[EXERCISE AIM]
Without including any pictures, write out the listing below exactly.
__________
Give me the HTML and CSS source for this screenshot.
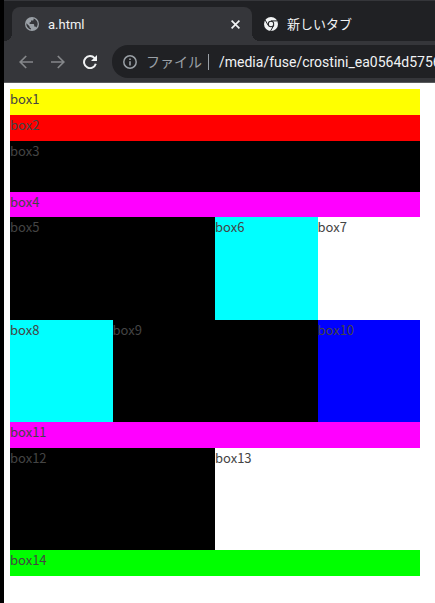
FILE: index.html
```html
<!DOCTYPE html>
<html lang="ja">
<head>
<meta charset="utf-8">
<title>a.html</title>
<link rel="stylesheet" href="styles.css">
</head>
<body>
<div class="window">
  <header class="browser">
    <nav class="tabs">
      <div class="tab tab-active">
        <svg class="favicon" viewBox="0 0 14 14" aria-hidden="true"><circle cx="7" cy="7" r="7" fill="#9aa0a6"/><path d="M1.4 6.2 4.5 9.2V10.2L6 11.4V12.6A5.7 5.7 0 0 1 1.4 6.2ZM8.6 1.6V2.4Q8.6 3.6 7.3 3.6H6V5L4.6 5.6V7H8.4Q9.2 7 9.2 8V9.5H10.4L11.3 10.6A5.6 5.6 0 0 0 8.6 1.6Z" fill="#35363a"/></svg>
        <a class="tab-title" href="#page">a.html</a>
        <button class="close" type="button" aria-label="閉じる"><svg viewBox="0 0 8 8"><path d="M.5.5l7 7M7.5.5l-7 7" stroke="#f1f3f4" stroke-width="1.5"/></svg></button>
      </div>
      <div class="tab">
        <svg class="favicon" viewBox="0 0 14 14" aria-hidden="true"><circle cx="7" cy="7" r="7" fill="#f1f3f4"/><circle cx="7" cy="7" r="3.2" fill="#202124"/><circle cx="7" cy="7" r="2.2" fill="#f1f3f4"/><path d="M7 3.9H13.3M4.3 8.5 1.2 3.1M9.7 8.5 6.6 13.9" stroke="#202124" stroke-width="1"/></svg>
        <a class="tab-title" href="#new">新しいタブ</a>
      </div>
    </nav>
    <div class="toolbar">
      <button class="tool" type="button" aria-label="戻る"><svg viewBox="0 0 14 14"><path d="M14 7H1.2M7.2 1 1.2 7l6 6" fill="none" stroke="#85878a" stroke-width="1.7"/></svg></button>
      <button class="tool" type="button" aria-label="進む"><svg viewBox="0 0 14 14"><path d="M0 7h12.8M6.8 1l6 6-6 6" fill="none" stroke="#85878a" stroke-width="1.7"/></svg></button>
      <button class="tool" type="button" aria-label="再読み込み"><svg viewBox="0 0 14 14"><path d="M11.6 3.2A6 6 0 1 0 12.8 8.8" fill="none" stroke="#f1f3f4" stroke-width="2"/><path d="M14 0v6H8z" fill="#f1f3f4"/></svg></button>
      <div class="address">
        <svg class="info" viewBox="0 0 14 14" aria-hidden="true"><circle cx="7" cy="7" r="6.2" fill="none" stroke="#9aa0a6" stroke-width="1.5"/><path d="M7 6.2v4.3M7 3.5v1.5" stroke="#9aa0a6" stroke-width="1.6"/></svg>
        <span class="scheme">ファイル</span>
        <span class="path">/media/fuse/crostini_ea0564d5756</span>
      </div>
    </div>
  </header>
  <main class="page" id="page">
    <div class="grid">
      <div class="box full yellow">box1</div>
      <div class="box full red">box2</div>
      <div class="box full black">box3</div>
      <div class="box full magenta">box4</div>
      <div class="box half black">box5</div>
      <div class="box cyan">box6</div>
      <div class="box">box7</div>
      <div class="box cyan">box8</div>
      <div class="box half black">box9</div>
      <div class="box blue">box10</div>
      <div class="box full magenta">box11</div>
      <div class="box half black">box12</div>
      <div class="box half">box13</div>
      <div class="box full lime">box14</div>
    </div>
  </main>
</div>
</body>
</html>
```
FILE: styles.css
```css
* {
  box-sizing: border-box;
}

body {
  margin: 0;
  background: #000;
  font-family: Roboto, "Noto Sans CJK JP", sans-serif;
  font-size: 14px;
  overflow: hidden;
}

.window {
  display: flex;
  flex-direction: column;
  min-height: 100vh;
  margin-left: 4px;
  background: #fff;
}

.browser {
  background: #35363a;
  border-bottom: 1px solid #5a5b5e;
}

.tabs {
  display: flex;
  padding: 6px 0 0 8px;
  background: #202124;
  border-top: 1px solid #35363a;
}

.tab {
  display: flex;
  align-items: center;
  height: 34px;
  padding: 0 12px;
  gap: 9px;
}

.tab-active {
  position: relative;
  width: 240px;
  padding-left: 13px;
  background: #35363a;
  border-radius: 8px 8px 0 0;
}

.tab-active::before,
.tab-active::after {
  content: "";
  position: absolute;
  bottom: 0;
  width: 8px;
  height: 8px;
}

.tab-active::before {
  right: 100%;
  background: radial-gradient(circle at 0 0, #202124 8px, #35363a 8px);
}

.tab-active::after {
  left: 100%;
  background: radial-gradient(circle at 100% 0, #202124 8px, #35363a 8px);
}

.favicon,
.info {
  flex: none;
  width: 14px;
  height: 14px;
}

.tab-title {
  flex: 1;
  padding-top: 1px;
  color: #f1f3f4;
  font-size: 13px;
  line-height: 20px;
  text-decoration: none;
  white-space: nowrap;
}

button {
  display: flex;
  padding: 0;
  background: none;
  border: 0;
}

.close svg {
  width: 9px;
  height: 9px;
}

.tool svg {
  width: 14px;
  height: 14px;
}

.toolbar {
  display: flex;
  align-items: center;
  gap: 18px;
  padding: 4px 0 4px 15px;
}

.address {
  display: flex;
  flex: 1;
  align-items: center;
  min-width: 0;
  height: 33px;
  margin-left: -3px;
  padding-left: 11px;
  background: #202124;
  border-radius: 16px 0 0 16px;
  line-height: 16px;
  white-space: nowrap;
  overflow: hidden;
}

.scheme {
  margin-left: 9px;
  padding-right: 6px;
  color: #9aa0a6;
  border-right: 1px solid #9aa0a6;
}

.path {
  margin-left: 10px;
  color: #f1f3f4;
}

.page {
  flex: 1;
  padding: 6px 15px 27px 6px;
}

.grid {
  display: grid;
  grid-template-columns: repeat(4, 1fr);
  grid-template-rows: 26px 26px 51px 25px 103px 102px 26px 102px 26px;
}

.box {
  color: #444;
  font-family: "Noto Sans CJK JP", sans-serif;
  font-size: 13px;
  line-height: 20px;
}

.full {
  grid-column: span 4;
}

.half {
  grid-column: span 2;
}

.yellow { background: #ff0; }
.red { background: #f00; }
.black { background: #000; }
.magenta { background: #f0f; }
.cyan { background: #0ff; }
.blue { background: #00f; }
.lime { background: #0f0; }
```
__________
[SOLUTION TO THIS PROBLEM]
Give me the HTML and CSS source for this screenshot.
FILE: index.html
```html
<!DOCTYPE html>
<html lang="ja">
<head>
<meta charset="utf-8">
<title>a.html</title>
<link rel="stylesheet" href="styles.css">
</head>
<body>
<div class="window">
  <header class="browser">
    <nav class="tabs">
      <div class="tab tab-active">
        <svg class="favicon" viewBox="0 0 14 14" aria-hidden="true"><circle cx="7" cy="7" r="7" fill="#9aa0a6"/><path d="M1.4 6.2 4.5 9.2V10.2L6 11.4V12.6A5.7 5.7 0 0 1 1.4 6.2ZM8.6 1.6V2.4Q8.6 3.6 7.3 3.6H6V5L4.6 5.6V7H8.4Q9.2 7 9.2 8V9.5H10.4L11.3 10.6A5.6 5.6 0 0 0 8.6 1.6Z" fill="#35363a"/></svg>
        <a class="tab-title" href="#page">a.html</a>
        <button class="close" type="button" aria-label="閉じる"><svg viewBox="0 0 8 8"><path d="M.5.5l7 7M7.5.5l-7 7" stroke="#f1f3f4" stroke-width="1.5"/></svg></button>
      </div>
      <div class="tab">
        <svg class="favicon" viewBox="0 0 14 14" aria-hidden="true"><circle cx="7" cy="7" r="7" fill="#f1f3f4"/><circle cx="7" cy="7" r="3.2" fill="#202124"/><circle cx="7" cy="7" r="2.2" fill="#f1f3f4"/><path d="M7 3.9H13.3M4.3 8.5 1.2 3.1M9.7 8.5 6.6 13.9" stroke="#202124" stroke-width="1"/></svg>
        <a class="tab-title" href="#new">新しいタブ</a>
      </div>
    </nav>
    <div class="toolbar">
      <button class="tool" type="button" aria-label="戻る"><svg viewBox="0 0 14 14"><path d="M14 7H1.2M7.2 1 1.2 7l6 6" fill="none" stroke="#85878a" stroke-width="1.7"/></svg></button>
      <button class="tool" type="button" aria-label="進む"><svg viewBox="0 0 14 14"><path d="M0 7h12.8M6.8 1l6 6-6 6" fill="none" stroke="#85878a" stroke-width="1.7"/></svg></button>
      <button class="tool" type="button" aria-label="再読み込み"><svg viewBox="0 0 14 14"><path d="M11.6 3.2A6 6 0 1 0 12.8 8.8" fill="none" stroke="#f1f3f4" stroke-width="2"/><path d="M14 0v6H8z" fill="#f1f3f4"/></svg></button>
      <div class="address">
        <svg class="info" viewBox="0 0 14 14" aria-hidden="true"><circle cx="7" cy="7" r="6.2" fill="none" stroke="#9aa0a6" stroke-width="1.5"/><path d="M7 6.2v4.3M7 3.5v1.5" stroke="#9aa0a6" stroke-width="1.6"/></svg>
        <span class="scheme">ファイル</span>
        <span class="path">/media/fuse/crostini_ea0564d5756</span>
      </div>
    </div>
  </header>
  <main class="page" id="page">
    <div class="grid">
      <div class="box full yellow">box1</div>
      <div class="box full red">box2</div>
      <div class="box full black">box3</div>
      <div class="box full magenta">box4</div>
      <div class="box half black">box5</div>
      <div class="box cyan">box6</div>
      <div class="box">box7</div>
      <div class="box cyan">box8</div>
      <div class="box half black">box9</div>
      <div class="box blue">box10</div>
      <div class="box full magenta">box11</div>
      <div class="box half black">box12</div>
      <div class="box half">box13</div>
      <div class="box full lime">box14</div>
    </div>
  </main>
</div>
</body>
</html>
```
FILE: styles.css
```css
* {
  box-sizing: border-box;
}

body {
  margin: 0;
  background: #000;
  font-family: Roboto, "Noto Sans CJK JP", sans-serif;
  font-size: 14px;
  overflow: hidden;
}

.window {
  display: flex;
  flex-direction: column;
  min-height: 100vh;
  margin-left: 4px;
  background: #fff;
}

.browser {
  background: #35363a;
  border-bottom: 1px solid #5a5b5e;
}

.tabs {
  display: flex;
  padding: 6px 0 0 8px;
  background: #202124;
  border-top: 1px solid #35363a;
}

.tab {
  display: flex;
  align-items: center;
  height: 34px;
  padding: 0 12px;
  gap: 9px;
}

.tab-active {
  position: relative;
  width: 240px;
  padding-left: 13px;
  background: #35363a;
  border-radius: 8px 8px 0 0;
}

.tab-active::before,
.tab-active::after {
  content: "";
  position: absolute;
  bottom: 0;
  width: 8px;
  height: 8px;
}

.tab-active::before {
  right: 100%;
  background: radial-gradient(circle at 0 0, #202124 8px, #35363a 8px);
}

.tab-active::after {
  left: 100%;
  background: radial-gradient(circle at 100% 0, #202124 8px, #35363a 8px);
}

.favicon,
.info {
  flex: none;
  width: 14px;
  height: 14px;
}

.tab-title {
  flex: 1;
  padding-top: 1px;
  color: #f1f3f4;
  font-size: 13px;
  line-height: 20px;
  text-decoration: none;
  white-space: nowrap;
}

button {
  display: flex;
  padding: 0;
  background: none;
  border: 0;
}

.close svg {
  width: 9px;
  height: 9px;
}

.tool svg {
  width: 14px;
  height: 14px;
}

.toolbar {
  display: flex;
  align-items: center;
  gap: 18px;
  padding: 4px 0 4px 15px;
}

.address {
  display: flex;
  flex: 1;
  align-items: center;
  min-width: 0;
  height: 33px;
  margin-left: -3px;
  padding-left: 11px;
  background: #202124;
  border-radius: 16px 0 0 16px;
  line-height: 16px;
  white-space: nowrap;
  overflow: hidden;
}

.scheme {
  margin-left: 9px;
  padding-right: 6px;
  color: #9aa0a6;
  border-right: 1px solid #9aa0a6;
}

.path {
  margin-left: 10px;
  color: #f1f3f4;
}

.page {
  flex: 1;
  padding: 6px 15px 27px 6px;
}

.grid {
  display: grid;
  grid-template-columns: repeat(4, 1fr);
  grid-template-rows: 26px 26px 51px 25px 103px 102px 26px 102px 26px;
}

.box {
  color: #444;
  font-family: "Noto Sans CJK JP", sans-serif;
  font-size: 13px;
  line-height: 20px;
}

.full {
  grid-column: span 4;
}

.half {
  grid-column: span 2;
}

.yellow { background: #ff0; }
.red { background: #f00; }
.black { background: #000; }
.magenta { background: #f0f; }
.cyan { background: #0ff; }
.blue { background: #00f; }
.lime { background: #0f0; }
```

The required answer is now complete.